Dollar and Other Currency Rates in Pakistan Today- 29 Dec. 2025
- By Web Desk -
- Dec 29, 2025

Karachi, 29 December 2025 – The Pakistani rupee nudged higher in the year’s penultimate session, with the State Bank of Pakistan (SBP) fixing the USD to PKR mark-to-market currency rate at Rs 280.1602, 6 paisa below last close and the leanest print since mid-December.
Priority Currencies – Quick Take
1. US Dollar (USD) – 280.16 (spot)
The 6-paisa slip leaves the greenback flat for December and cements the 279–282 range that has governed trade since early autumn. One-week forwards sit at 280.49, a wafer-thin 0.11 % carry. Exporters are happy to offer above 280.80 while oil importers pick up dips below 280.30.
“Year-end liquidity is ample; the currency rate is drifting on technical flows rather than any macro shift,” said a senior treasury dealer.
2. Saudi Riyal (SAR) – 74.70
SAR drifts 1 paisa lower to 74.70; 12-month forward is 77.21, an annualised 3.4 %—still the tightest band among major remittance corridors. Exchange houses report steady demand from Umrah-bound travellers locking in the rate before the January rush.
3. UAE Dirham (AED) – 76.28
AED holds at 76.28; six-month forward is 77.57, implying 3.3 % annualised rupee softness. UAE salary inflows continue to migrate to formal banking, keeping the pair quietly anchored.
4. Qatari Riyal (QAR) – 76.86
QAR slips 1 paisa to 76.86; one-year forward is 80.17, a 4.3 % annualised gap—virtually identical to SAR and AED, underscoring uniform Gulf-peg calm.

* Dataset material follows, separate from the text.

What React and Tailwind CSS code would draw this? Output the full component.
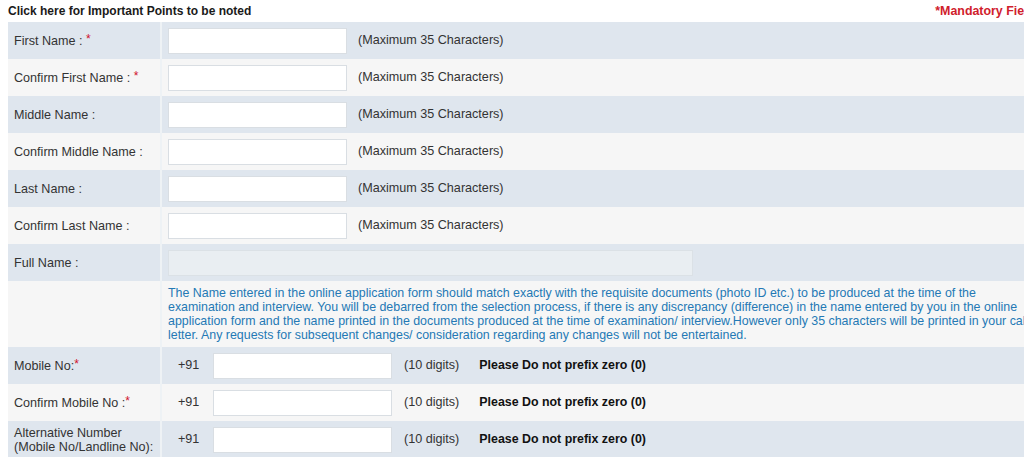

5. Kuwaiti Dinar (KWD) – 911.72
KWD edges up Rs 0.5 to 911.72 on the firmer USD cross. Twelve-month forwards at 958.15 equate to 5.1 % annualised PKR weakness—marginally wider than GCC peers owing to thinner dinar liquidity.

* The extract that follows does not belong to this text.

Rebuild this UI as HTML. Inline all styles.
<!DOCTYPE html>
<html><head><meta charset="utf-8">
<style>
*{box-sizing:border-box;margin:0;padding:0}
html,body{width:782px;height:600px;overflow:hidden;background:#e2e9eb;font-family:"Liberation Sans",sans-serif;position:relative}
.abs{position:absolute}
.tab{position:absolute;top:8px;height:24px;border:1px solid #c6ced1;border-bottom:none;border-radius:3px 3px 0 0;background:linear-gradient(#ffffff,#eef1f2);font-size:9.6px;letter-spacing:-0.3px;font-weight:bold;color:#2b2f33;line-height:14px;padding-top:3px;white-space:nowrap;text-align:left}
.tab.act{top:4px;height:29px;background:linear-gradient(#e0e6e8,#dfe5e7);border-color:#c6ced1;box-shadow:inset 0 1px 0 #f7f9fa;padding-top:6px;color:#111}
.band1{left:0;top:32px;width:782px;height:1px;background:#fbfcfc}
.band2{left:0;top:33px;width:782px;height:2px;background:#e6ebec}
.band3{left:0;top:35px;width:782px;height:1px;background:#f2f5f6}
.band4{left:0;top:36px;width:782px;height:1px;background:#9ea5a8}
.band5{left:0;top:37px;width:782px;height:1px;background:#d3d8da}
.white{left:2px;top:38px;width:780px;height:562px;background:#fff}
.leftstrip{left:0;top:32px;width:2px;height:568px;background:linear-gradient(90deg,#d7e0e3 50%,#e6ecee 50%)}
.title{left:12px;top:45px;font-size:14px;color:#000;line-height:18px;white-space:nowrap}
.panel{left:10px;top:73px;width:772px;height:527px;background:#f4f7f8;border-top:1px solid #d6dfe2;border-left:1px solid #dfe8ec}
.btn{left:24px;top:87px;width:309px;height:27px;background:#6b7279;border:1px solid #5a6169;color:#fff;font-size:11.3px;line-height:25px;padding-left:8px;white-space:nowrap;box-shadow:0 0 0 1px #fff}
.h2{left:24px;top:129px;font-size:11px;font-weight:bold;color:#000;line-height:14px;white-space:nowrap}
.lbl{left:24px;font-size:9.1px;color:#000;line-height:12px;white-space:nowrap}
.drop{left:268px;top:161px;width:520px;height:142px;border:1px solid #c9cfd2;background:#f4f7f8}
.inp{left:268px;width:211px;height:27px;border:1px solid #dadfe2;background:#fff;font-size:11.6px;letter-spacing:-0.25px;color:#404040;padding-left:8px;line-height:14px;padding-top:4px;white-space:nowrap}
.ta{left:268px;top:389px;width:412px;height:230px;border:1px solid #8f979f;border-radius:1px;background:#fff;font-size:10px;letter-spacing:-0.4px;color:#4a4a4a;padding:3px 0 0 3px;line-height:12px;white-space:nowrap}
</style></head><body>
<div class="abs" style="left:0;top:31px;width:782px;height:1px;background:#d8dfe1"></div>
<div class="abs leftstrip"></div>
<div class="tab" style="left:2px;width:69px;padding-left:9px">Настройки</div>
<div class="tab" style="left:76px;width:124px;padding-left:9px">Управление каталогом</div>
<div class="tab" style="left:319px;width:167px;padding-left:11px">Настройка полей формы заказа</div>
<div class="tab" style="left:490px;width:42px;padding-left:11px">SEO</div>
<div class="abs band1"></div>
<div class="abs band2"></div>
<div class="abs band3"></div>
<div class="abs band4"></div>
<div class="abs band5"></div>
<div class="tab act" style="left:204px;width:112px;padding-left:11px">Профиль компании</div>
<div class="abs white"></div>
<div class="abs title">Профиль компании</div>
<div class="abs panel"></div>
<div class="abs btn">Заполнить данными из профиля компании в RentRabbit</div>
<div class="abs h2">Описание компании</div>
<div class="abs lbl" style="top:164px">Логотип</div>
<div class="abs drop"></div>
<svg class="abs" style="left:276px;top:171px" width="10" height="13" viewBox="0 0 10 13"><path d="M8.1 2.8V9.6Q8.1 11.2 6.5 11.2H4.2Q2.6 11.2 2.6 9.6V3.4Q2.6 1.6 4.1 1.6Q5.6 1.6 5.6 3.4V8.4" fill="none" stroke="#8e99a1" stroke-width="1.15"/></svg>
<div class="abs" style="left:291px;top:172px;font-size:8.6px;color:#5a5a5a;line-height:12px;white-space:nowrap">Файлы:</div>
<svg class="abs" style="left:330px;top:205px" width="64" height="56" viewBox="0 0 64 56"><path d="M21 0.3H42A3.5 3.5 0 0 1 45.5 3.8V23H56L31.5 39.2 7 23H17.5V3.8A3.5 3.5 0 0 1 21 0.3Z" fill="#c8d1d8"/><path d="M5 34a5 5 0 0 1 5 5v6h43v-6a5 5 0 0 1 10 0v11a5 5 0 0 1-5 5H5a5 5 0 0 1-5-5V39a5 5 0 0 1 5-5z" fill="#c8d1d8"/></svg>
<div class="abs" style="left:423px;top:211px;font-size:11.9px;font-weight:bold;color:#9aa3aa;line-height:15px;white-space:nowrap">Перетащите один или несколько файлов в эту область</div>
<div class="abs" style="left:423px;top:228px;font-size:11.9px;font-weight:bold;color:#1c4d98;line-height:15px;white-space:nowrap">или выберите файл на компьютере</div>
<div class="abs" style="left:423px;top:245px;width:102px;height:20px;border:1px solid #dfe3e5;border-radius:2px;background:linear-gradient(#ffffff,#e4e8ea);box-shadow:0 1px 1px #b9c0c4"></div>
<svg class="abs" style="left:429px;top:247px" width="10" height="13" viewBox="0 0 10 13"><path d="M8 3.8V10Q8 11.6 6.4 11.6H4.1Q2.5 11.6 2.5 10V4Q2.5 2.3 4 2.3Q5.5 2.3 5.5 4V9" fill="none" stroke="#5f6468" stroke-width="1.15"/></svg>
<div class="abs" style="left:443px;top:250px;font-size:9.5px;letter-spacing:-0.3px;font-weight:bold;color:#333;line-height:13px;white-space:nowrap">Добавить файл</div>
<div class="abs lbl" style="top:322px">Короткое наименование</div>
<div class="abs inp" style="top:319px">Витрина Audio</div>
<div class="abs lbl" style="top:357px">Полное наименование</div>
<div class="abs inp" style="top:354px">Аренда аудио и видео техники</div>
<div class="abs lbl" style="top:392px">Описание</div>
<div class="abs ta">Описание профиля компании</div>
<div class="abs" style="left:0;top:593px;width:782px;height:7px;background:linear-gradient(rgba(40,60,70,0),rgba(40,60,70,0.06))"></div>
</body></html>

6. Bahraini Dinar (BHD) – 742.93
BHD softens 20 paisa to 742.93; six-month forward is 753.70, an annualised 2.9 %—the flattest curve among Gulf units. Manama-linked IT remittances remain steady.

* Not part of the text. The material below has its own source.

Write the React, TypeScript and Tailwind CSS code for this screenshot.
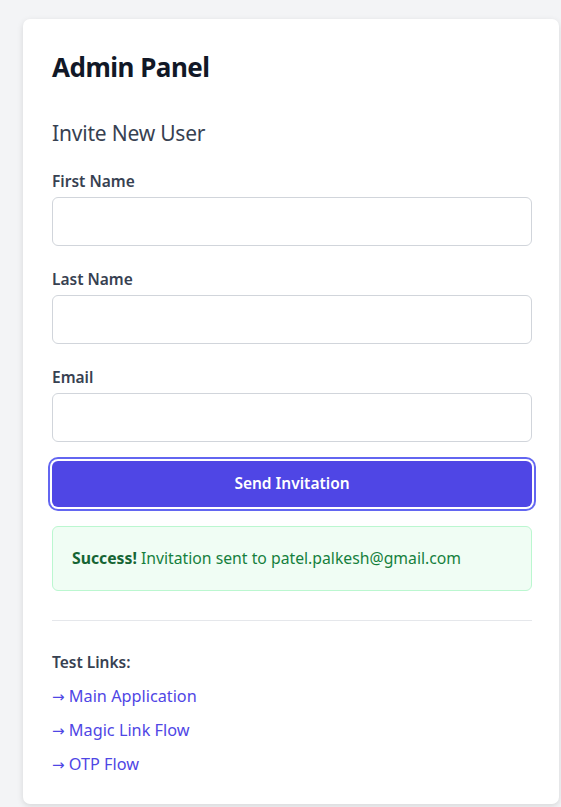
export default function App() {
  const fields = ["First Name", "Last Name", "Email"];
  const links = ["Main Application", "Magic Link Flow", "OTP Flow"];

  return (
    <div
      className="min-h-screen bg-[#f3f4f6] pt-[19px] pl-[23px] pr-[2px] pb-[4px]"
      style={{ fontFamily: '"Noto Sans", "Open Sans", sans-serif' }}
    >
      <div className="w-[536px] bg-white rounded-[7px] shadow-[0_2px_6px_rgba(0,0,0,0.12)] pl-[29px] pr-[27px] pt-[30px] pb-[27px]">
        <h1 className="text-[26px] leading-[36px] font-bold tracking-[-0.5px] text-[#111827]">
          Admin Panel
        </h1>
        <h2 className="mt-[34px] text-[21px] leading-[29px] font-normal tracking-[-0.2px] text-[#374151]">
          Invite New User
        </h2>

        <div className="mt-[23px]">
          {fields.map((f) => (
            <div key={f} className="mb-[23px] last:mb-0">
              <label className="block text-[15.5px] leading-[20px] font-semibold text-[#374151] mb-[6px]">
                {f}
              </label>
              <input
                type={f === "Email" ? "email" : "text"}
                className="block w-full h-[49px] rounded-[6px] border border-[#d1d5db] bg-white px-3 outline-none"
              />
            </div>
          ))}
        </div>

        <button className="mt-[19px] w-full h-[46px] rounded-[6px] bg-[#4f46e5] text-white text-[15.5px] font-semibold ring-2 ring-[#6366f1] ring-offset-2">
          Send Invitation
        </button>

        <div className="mt-[19px] h-[65px] flex items-center px-[19px] rounded-[6px] border border-[#bbf7d0] bg-[#f0fdf4] text-[15.75px] text-[#15803d]">
          <p>
            <span className="font-bold text-[#166534]">Success!</span> Invitation
            sent to patel.palkesh@gmail.com
          </p>
        </div>

        <div className="mt-[29px] border-t border-[#e5e7eb]" />

        <div className="mt-[31px]">
          <p className="text-[15.5px] leading-[20px] font-semibold text-[#374151]">
            Test Links:
          </p>
          <div className="mt-[12px] flex flex-col gap-[9px]">
            {links.map((l) => (
              <a
                key={l}
                href="#"
                className="text-[16.25px] leading-[24px] text-[#4f46e5] hover:underline"
              >
                <span style={{ fontFamily: '"DejaVu Sans", sans-serif' }} className="text-[15px]">
                  →
                </span>{" "}
                {l}
              </a>
            ))}
          </div>
        </div>
      </div>
    </div>
  );
}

7. Australian Dollar (AUD) – 187.86
The “Aussie” touches a seven-week peak of 187.86 as iron-ore futures nudge $110/t. One-year forward is 195.15, implying 3.9 % annualised rupee deprecation—almost flat against the SAR curve, confirming that AUD/PKR moves are driven by commodity swings rather than PKR risk.
8. Canadian Dollar (CAD) – 204.61
The “Loonie” holds above 204.61 as WTI crude steadies near $80/bbl. Twelve-month forwards at 216.45 still pencil out to 5.7 % annualised rupee softness, but importers of prairie pulses are said to have covered February shipments early, capping further CAD gains.
Other Majors – Single-Paragraph Round-Up
Euro opens at 329.85, up 0.4 % on the week after softer US payroll data; one-year forward is 349.33, translating into 5.9 % annualised rupee weakness. Sterling firms to 377.71, little moved after BoE minutes cooled rate-cut bets. Japanese yen remains the cheapest major at 1.79 per unit, but forwards price 7.0 % annualised PKR decline—the steepest among G-10 pairs. Swiss franc is 355.08; Singapore dollar 217.93; Swedish krona 30.54; Norwegian krone 27.94; Danish krone 44.17; New Zealand dollar 162.89; Chinese yuan 39.97; Turkish lira 6.53; Russian ruble 3.60; Indian rupee 3.12; Bangladeshi taka 2.29—all inside well-worn ranges and implying no event-risk premium ahead of the IMF’s first-quarter 2026 review.
Market Context & Outlook
The uniformly slender forward premiums—barely 5–6 % annualised even for the least-liquid pairs—tell currency desks that both importers and exporters believe the State Bank has enough cover to defend the rupee through the winter remittance season. Reserves have risen $1.5 billion in six weeks to $20.4 billion, while the real effective exchange rate (REER) slipped to 98.2 in November, a level the IMF considers “competitive but not undervalued.” Unless oil spikes above $90 or political noise disrupts the Fund programme, traders expect the USD currency rate to remain hand-cuffed to the 279–282 corridor for the rest of 2025, dragging the rest of the currency mosaic along in its slipstream.